2 Raksasa Eropa Cabut dari Proyek Nikel Rp 42 T di RI, BKPM Buka Suara

2 Raksasa Eropa Cabut dari Proyek Nikel Rp 42 T di RI, BKPM Buka Suara

Presiden Joko Widodo (Jokowi) bertemu dengan tiga pemimpin perusahaan Eropa di Hotel Kastens Luisenhoff, Hannover, Jerman/Foto: Dok. BPMI Setpres
Presiden Joko Widodo (Jokowi) bertemu dengan tiga pemimpin perusahaan Eropa di Hotel Kastens Luisenhoff, Hannover, Jerman/Foto: Dok. BPMI Setpres

Jakarta – Perusahaan kimia terkemuka di Jerman, BASF membatalkan rencana investasi pemurnian nikel-kobalt pada proyek Sonic Bay di Maluku Utara. Tak hanya BASF, perusahaan tambang asal Prancis, Eramet, juga mundur dari proyek tersebut.

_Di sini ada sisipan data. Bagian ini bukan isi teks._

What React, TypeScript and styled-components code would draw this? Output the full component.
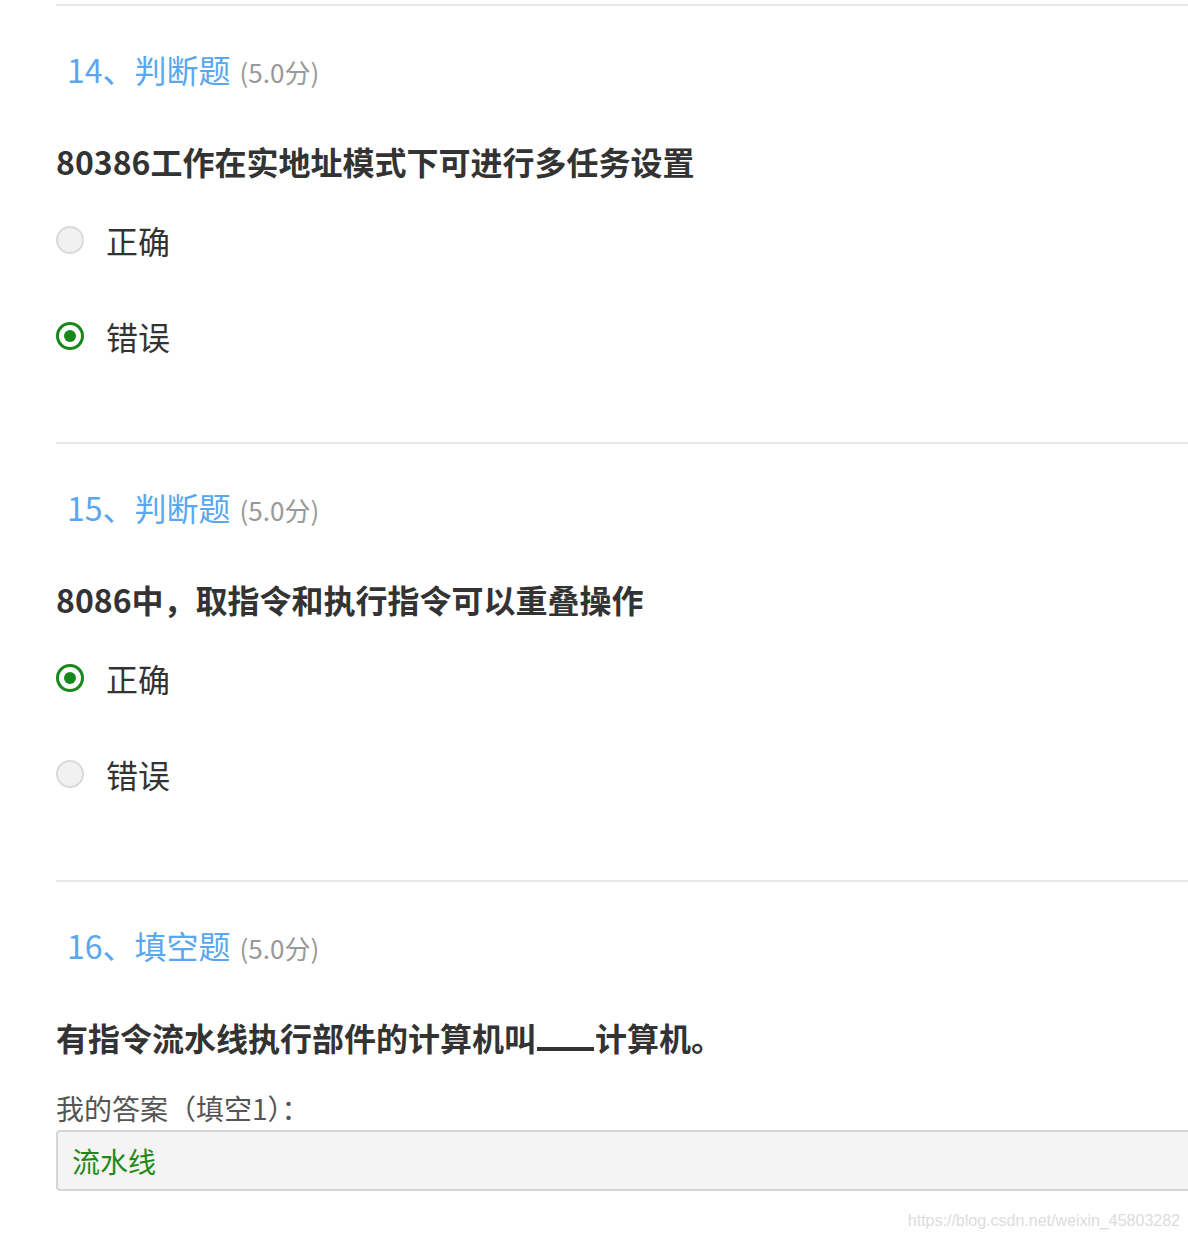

Merespons itu, Kementerian Investasi/Badan Koordinasi Penanaman Modal (BKPM) menegaskan keputusan tersebut telah diketahui oleh Pemerintah Indonesia. Langkah BASF dan Eramet juga tidak menurunkan minat investor asing untuk menanamkan modalnya pada sektor hilirisasi di Indonesia.

Deputi Bidang Promosi Penanaman Modal Kementerian Investasi/BKPM Nurul Ichwan menyampaikan, BASF dan Eramet yang telah memiliki legalitas usaha atas nama PT Eramet Halmahera Nikel (PT EHN) untuk mengembangkan proyek Sonic Bay.

Nilai investasinya ditaksir mencapai US$ 2,6 miliar atau sekitar Rp 42,64 triliun (kurs Rp 16.400) di Kawasan Industri Teluk Weda, Maluku Utara.

Proyek ini berupa pembangunan pabrik pemurnian nikel dengan teknologi High Pressure Acid Leach (HPAL) yang menghasilkan Mixed Hydroxide Precipitates (MHP). Nurul menjelaskan keputusan tersebut diperoleh setelah melakukan berbagai evaluasi.

“Kami dari awal terus mengawal rencana investasi ini. Namun pada perjalanannya, perusahaan beralih fokus, sehingga pada akhirnya mengeluarkan keputusan bisnis membatalkan rencana investasi proyek Sonic Bay ini,” ujar Nurul dalam keterangan tertulis, Kamis (27/6/2024).

Berdasarkan rilis perusahaan, keputusan BASF dan Eramet untuk tidak meneruskan rencana investasi didasarkan pada pertimbangan akan perubahan kondisi pasar nikel yang signifikan, khususnya pada pilihan nikel yang menjadi suplai bahan baku baterai kendaraan listrik. Sehingga, BASF memutuskan bahwa tidak ada lagi kebutuhan untuk melakukan investasi suplai material baterai kendaraan listrik.

“Kami melihat hilirisasi untuk ekosistem baterai kendaraan listrik masih sangat potensial untuk dikembangkan di Indonesia. Apalagi, baru-baru saja Indonesia mendapat peringkat 27 pada World Competitiveness Ranking (WCR) 2024. Top 3 terbaik di wilayah ASEAN,” imbuh Nurul.

Menurunnya minat investor asing di sektor hilirisasi tetap tinggi dan bahkan beberapa proyek investasi di sektor tersebut telah mencapai tahap realisasi. Sebagai contoh, proyek smelter tembaga terbesar di dunia milik PT Freeport Indonesia di Gresik, Jawa Timur resmi beroperasi mulai 27 Juni 2024.

Bukti nyata lainnya, kata dia, produksi massal baterai kendaraan listrik pertama di Indonesia akan dimulai oleh PT Hyundai LG Indonesia (HLI) Green Power di Karawang, Jawa Barat pada Juli 2024 dan akan diresmikan oleh Presiden Joko Widodo.